WHAT IS EXPECTED:
Reproduce the listing below exactly, minus its pictures.

---------- DATA SHOWN

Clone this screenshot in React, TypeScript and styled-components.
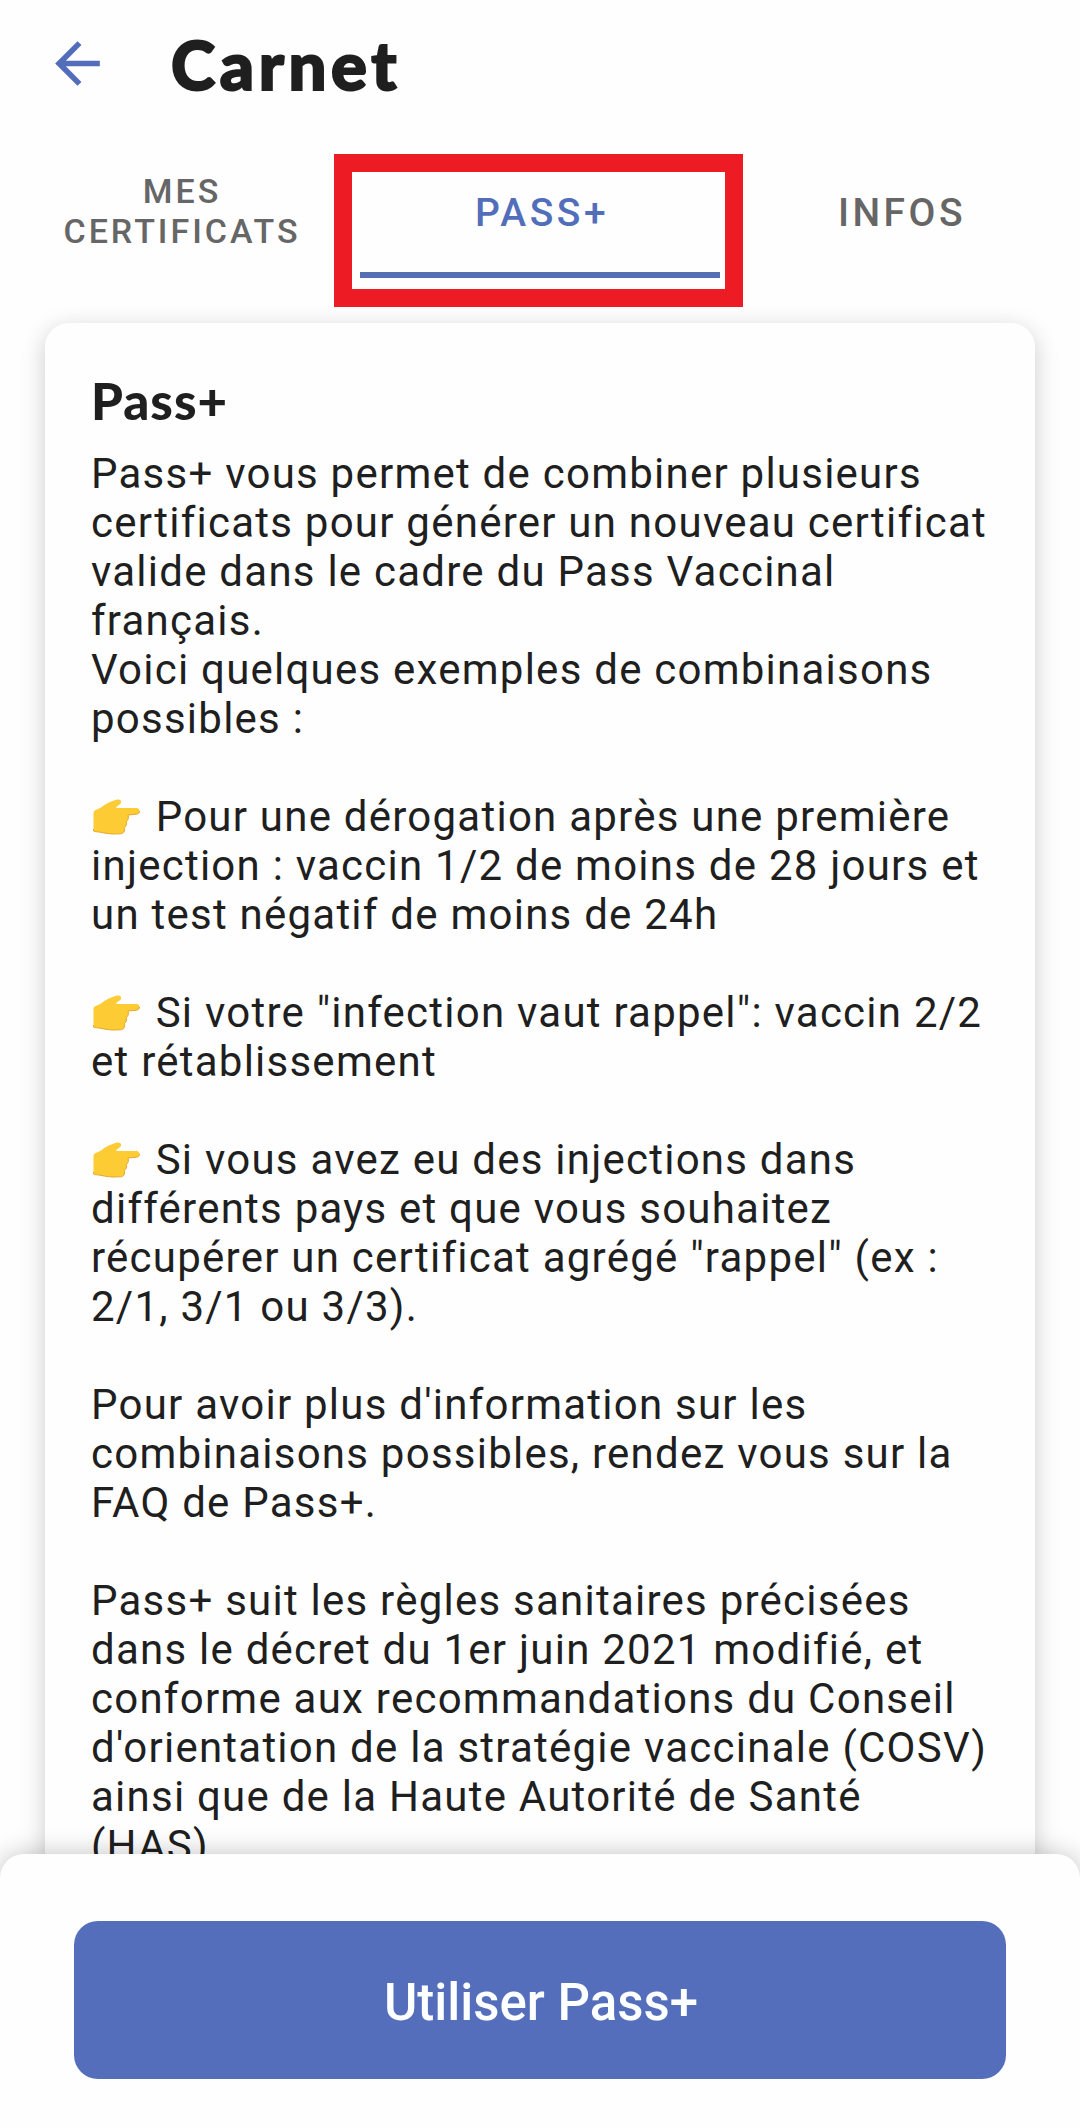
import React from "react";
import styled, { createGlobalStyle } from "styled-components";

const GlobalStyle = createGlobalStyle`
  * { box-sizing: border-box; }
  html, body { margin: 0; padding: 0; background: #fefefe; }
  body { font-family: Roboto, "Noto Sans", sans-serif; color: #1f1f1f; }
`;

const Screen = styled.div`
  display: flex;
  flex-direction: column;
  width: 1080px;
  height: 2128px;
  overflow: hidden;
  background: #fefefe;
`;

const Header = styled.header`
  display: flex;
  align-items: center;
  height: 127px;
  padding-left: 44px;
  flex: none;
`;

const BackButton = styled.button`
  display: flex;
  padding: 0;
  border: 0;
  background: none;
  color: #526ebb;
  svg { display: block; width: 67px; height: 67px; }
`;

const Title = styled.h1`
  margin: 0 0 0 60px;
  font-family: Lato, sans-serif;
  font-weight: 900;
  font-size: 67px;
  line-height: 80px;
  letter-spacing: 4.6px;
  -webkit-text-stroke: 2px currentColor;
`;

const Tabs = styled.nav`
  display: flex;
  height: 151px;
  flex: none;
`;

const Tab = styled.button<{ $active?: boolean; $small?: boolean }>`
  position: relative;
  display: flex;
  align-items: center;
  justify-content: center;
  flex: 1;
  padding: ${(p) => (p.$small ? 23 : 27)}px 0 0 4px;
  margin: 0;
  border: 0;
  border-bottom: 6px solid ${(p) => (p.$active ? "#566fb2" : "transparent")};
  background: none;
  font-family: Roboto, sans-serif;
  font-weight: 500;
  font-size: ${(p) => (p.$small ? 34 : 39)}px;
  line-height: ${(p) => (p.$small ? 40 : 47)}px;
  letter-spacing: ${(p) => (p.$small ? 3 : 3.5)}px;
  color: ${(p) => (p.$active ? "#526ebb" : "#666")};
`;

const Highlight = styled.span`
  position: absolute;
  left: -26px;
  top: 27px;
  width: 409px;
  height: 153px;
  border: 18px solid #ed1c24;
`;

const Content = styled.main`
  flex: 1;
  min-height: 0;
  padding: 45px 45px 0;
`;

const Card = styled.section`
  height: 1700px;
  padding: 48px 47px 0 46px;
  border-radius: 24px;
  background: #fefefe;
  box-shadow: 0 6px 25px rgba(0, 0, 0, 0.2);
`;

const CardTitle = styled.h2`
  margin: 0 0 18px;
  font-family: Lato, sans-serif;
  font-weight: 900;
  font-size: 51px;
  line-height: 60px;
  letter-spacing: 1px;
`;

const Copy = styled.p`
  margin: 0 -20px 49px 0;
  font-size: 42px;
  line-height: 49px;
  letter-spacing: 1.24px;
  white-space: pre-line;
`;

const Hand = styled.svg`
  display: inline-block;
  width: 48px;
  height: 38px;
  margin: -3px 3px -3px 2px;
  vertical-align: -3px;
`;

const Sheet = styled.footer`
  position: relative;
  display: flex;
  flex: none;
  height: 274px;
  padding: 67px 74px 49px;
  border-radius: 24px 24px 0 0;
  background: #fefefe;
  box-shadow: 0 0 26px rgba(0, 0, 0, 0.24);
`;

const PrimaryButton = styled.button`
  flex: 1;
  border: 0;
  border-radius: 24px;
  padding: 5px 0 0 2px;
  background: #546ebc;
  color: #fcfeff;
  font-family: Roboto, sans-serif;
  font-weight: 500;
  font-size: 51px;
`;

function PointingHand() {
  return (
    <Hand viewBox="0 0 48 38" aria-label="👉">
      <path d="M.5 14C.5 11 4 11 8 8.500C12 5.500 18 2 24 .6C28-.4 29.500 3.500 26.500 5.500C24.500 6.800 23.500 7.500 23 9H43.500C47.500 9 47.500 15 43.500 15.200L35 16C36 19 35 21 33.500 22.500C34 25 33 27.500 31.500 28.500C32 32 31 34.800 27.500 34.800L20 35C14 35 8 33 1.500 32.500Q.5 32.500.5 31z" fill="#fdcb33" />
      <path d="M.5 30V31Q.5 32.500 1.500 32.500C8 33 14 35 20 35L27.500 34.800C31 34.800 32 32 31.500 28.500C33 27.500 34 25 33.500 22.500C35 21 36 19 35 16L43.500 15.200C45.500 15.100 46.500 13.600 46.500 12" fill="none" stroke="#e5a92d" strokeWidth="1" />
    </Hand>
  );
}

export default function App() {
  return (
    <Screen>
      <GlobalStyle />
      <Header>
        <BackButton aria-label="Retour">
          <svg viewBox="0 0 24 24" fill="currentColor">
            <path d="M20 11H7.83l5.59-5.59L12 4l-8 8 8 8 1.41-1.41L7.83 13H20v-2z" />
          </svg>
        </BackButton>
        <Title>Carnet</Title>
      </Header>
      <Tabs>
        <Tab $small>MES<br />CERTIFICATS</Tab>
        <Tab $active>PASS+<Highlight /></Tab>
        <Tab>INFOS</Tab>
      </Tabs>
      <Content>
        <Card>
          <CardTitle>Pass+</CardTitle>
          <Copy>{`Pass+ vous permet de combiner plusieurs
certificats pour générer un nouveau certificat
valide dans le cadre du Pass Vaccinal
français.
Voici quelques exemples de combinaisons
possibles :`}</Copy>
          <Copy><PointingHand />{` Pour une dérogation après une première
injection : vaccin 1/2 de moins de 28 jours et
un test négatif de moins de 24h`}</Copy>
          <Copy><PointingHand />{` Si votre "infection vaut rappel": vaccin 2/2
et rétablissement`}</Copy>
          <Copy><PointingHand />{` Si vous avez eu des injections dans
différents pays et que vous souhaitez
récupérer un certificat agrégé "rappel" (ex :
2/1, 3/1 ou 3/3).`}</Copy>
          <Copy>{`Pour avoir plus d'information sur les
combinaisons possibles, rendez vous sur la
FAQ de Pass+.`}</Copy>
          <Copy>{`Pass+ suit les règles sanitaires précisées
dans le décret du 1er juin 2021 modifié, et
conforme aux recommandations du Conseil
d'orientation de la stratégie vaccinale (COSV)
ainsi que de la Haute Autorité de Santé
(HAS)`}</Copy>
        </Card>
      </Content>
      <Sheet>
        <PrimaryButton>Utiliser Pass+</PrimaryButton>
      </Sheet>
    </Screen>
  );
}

--------------------

WRITTEN ANSWER:
Clone this screenshot in React, TypeScript and styled-components.
import React from "react";
import styled, { createGlobalStyle } from "styled-components";

const GlobalStyle = createGlobalStyle`
  * { box-sizing: border-box; }
  html, body { margin: 0; padding: 0; background: #fefefe; }
  body { font-family: Roboto, "Noto Sans", sans-serif; color: #1f1f1f; }
`;

const Screen = styled.div`
  display: flex;
  flex-direction: column;
  width: 1080px;
  height: 2128px;
  overflow: hidden;
  background: #fefefe;
`;

const Header = styled.header`
  display: flex;
  align-items: center;
  height: 127px;
  padding-left: 44px;
  flex: none;
`;

const BackButton = styled.button`
  display: flex;
  padding: 0;
  border: 0;
  background: none;
  color: #526ebb;
  svg { display: block; width: 67px; height: 67px; }
`;

const Title = styled.h1`
  margin: 0 0 0 60px;
  font-family: Lato, sans-serif;
  font-weight: 900;
  font-size: 67px;
  line-height: 80px;
  letter-spacing: 4.6px;
  -webkit-text-stroke: 2px currentColor;
`;

const Tabs = styled.nav`
  display: flex;
  height: 151px;
  flex: none;
`;

const Tab = styled.button<{ $active?: boolean; $small?: boolean }>`
  position: relative;
  display: flex;
  align-items: center;
  justify-content: center;
  flex: 1;
  padding: ${(p) => (p.$small ? 23 : 27)}px 0 0 4px;
  margin: 0;
  border: 0;
  border-bottom: 6px solid ${(p) => (p.$active ? "#566fb2" : "transparent")};
  background: none;
  font-family: Roboto, sans-serif;
  font-weight: 500;
  font-size: ${(p) => (p.$small ? 34 : 39)}px;
  line-height: ${(p) => (p.$small ? 40 : 47)}px;
  letter-spacing: ${(p) => (p.$small ? 3 : 3.5)}px;
  color: ${(p) => (p.$active ? "#526ebb" : "#666")};
`;

const Highlight = styled.span`
  position: absolute;
  left: -26px;
  top: 27px;
  width: 409px;
  height: 153px;
  border: 18px solid #ed1c24;
`;

const Content = styled.main`
  flex: 1;
  min-height: 0;
  padding: 45px 45px 0;
`;

const Card = styled.section`
  height: 1700px;
  padding: 48px 47px 0 46px;
  border-radius: 24px;
  background: #fefefe;
  box-shadow: 0 6px 25px rgba(0, 0, 0, 0.2);
`;

const CardTitle = styled.h2`
  margin: 0 0 18px;
  font-family: Lato, sans-serif;
  font-weight: 900;
  font-size: 51px;
  line-height: 60px;
  letter-spacing: 1px;
`;

const Copy = styled.p`
  margin: 0 -20px 49px 0;
  font-size: 42px;
  line-height: 49px;
  letter-spacing: 1.24px;
  white-space: pre-line;
`;

const Hand = styled.svg`
  display: inline-block;
  width: 48px;
  height: 38px;
  margin: -3px 3px -3px 2px;
  vertical-align: -3px;
`;

const Sheet = styled.footer`
  position: relative;
  display: flex;
  flex: none;
  height: 274px;
  padding: 67px 74px 49px;
  border-radius: 24px 24px 0 0;
  background: #fefefe;
  box-shadow: 0 0 26px rgba(0, 0, 0, 0.24);
`;

const PrimaryButton = styled.button`
  flex: 1;
  border: 0;
  border-radius: 24px;
  padding: 5px 0 0 2px;
  background: #546ebc;
  color: #fcfeff;
  font-family: Roboto, sans-serif;
  font-weight: 500;
  font-size: 51px;
`;

function PointingHand() {
  return (
    <Hand viewBox="0 0 48 38" aria-label="👉">
      <path d="M.5 14C.5 11 4 11 8 8.500C12 5.500 18 2 24 .6C28-.4 29.500 3.500 26.500 5.500C24.500 6.800 23.500 7.500 23 9H43.500C47.500 9 47.500 15 43.500 15.200L35 16C36 19 35 21 33.500 22.500C34 25 33 27.500 31.500 28.500C32 32 31 34.800 27.500 34.800L20 35C14 35 8 33 1.500 32.500Q.5 32.500.5 31z" fill="#fdcb33" />
      <path d="M.5 30V31Q.5 32.500 1.500 32.500C8 33 14 35 20 35L27.500 34.800C31 34.800 32 32 31.500 28.500C33 27.500 34 25 33.500 22.500C35 21 36 19 35 16L43.500 15.200C45.500 15.100 46.500 13.600 46.500 12" fill="none" stroke="#e5a92d" strokeWidth="1" />
    </Hand>
  );
}

export default function App() {
  return (
    <Screen>
      <GlobalStyle />
      <Header>
        <BackButton aria-label="Retour">
          <svg viewBox="0 0 24 24" fill="currentColor">
            <path d="M20 11H7.83l5.59-5.59L12 4l-8 8 8 8 1.41-1.41L7.83 13H20v-2z" />
          </svg>
        </BackButton>
        <Title>Carnet</Title>
      </Header>
      <Tabs>
        <Tab $small>MES<br />CERTIFICATS</Tab>
        <Tab $active>PASS+<Highlight /></Tab>
        <Tab>INFOS</Tab>
      </Tabs>
      <Content>
        <Card>
          <CardTitle>Pass+</CardTitle>
          <Copy>{`Pass+ vous permet de combiner plusieurs
certificats pour générer un nouveau certificat
valide dans le cadre du Pass Vaccinal
français.
Voici quelques exemples de combinaisons
possibles :`}</Copy>
          <Copy><PointingHand />{` Pour une dérogation après une première
injection : vaccin 1/2 de moins de 28 jours et
un test négatif de moins de 24h`}</Copy>
          <Copy><PointingHand />{` Si votre "infection vaut rappel": vaccin 2/2
et rétablissement`}</Copy>
          <Copy><PointingHand />{` Si vous avez eu des injections dans
différents pays et que vous souhaitez
récupérer un certificat agrégé "rappel" (ex :
2/1, 3/1 ou 3/3).`}</Copy>
          <Copy>{`Pour avoir plus d'information sur les
combinaisons possibles, rendez vous sur la
FAQ de Pass+.`}</Copy>
          <Copy>{`Pass+ suit les règles sanitaires précisées
dans le décret du 1er juin 2021 modifié, et
conforme aux recommandations du Conseil
d'orientation de la stratégie vaccinale (COSV)
ainsi que de la Haute Autorité de Santé
(HAS)`}</Copy>
        </Card>
      </Content>
      <Sheet>
        <PrimaryButton>Utiliser Pass+</PrimaryButton>
      </Sheet>
    </Screen>
  );
}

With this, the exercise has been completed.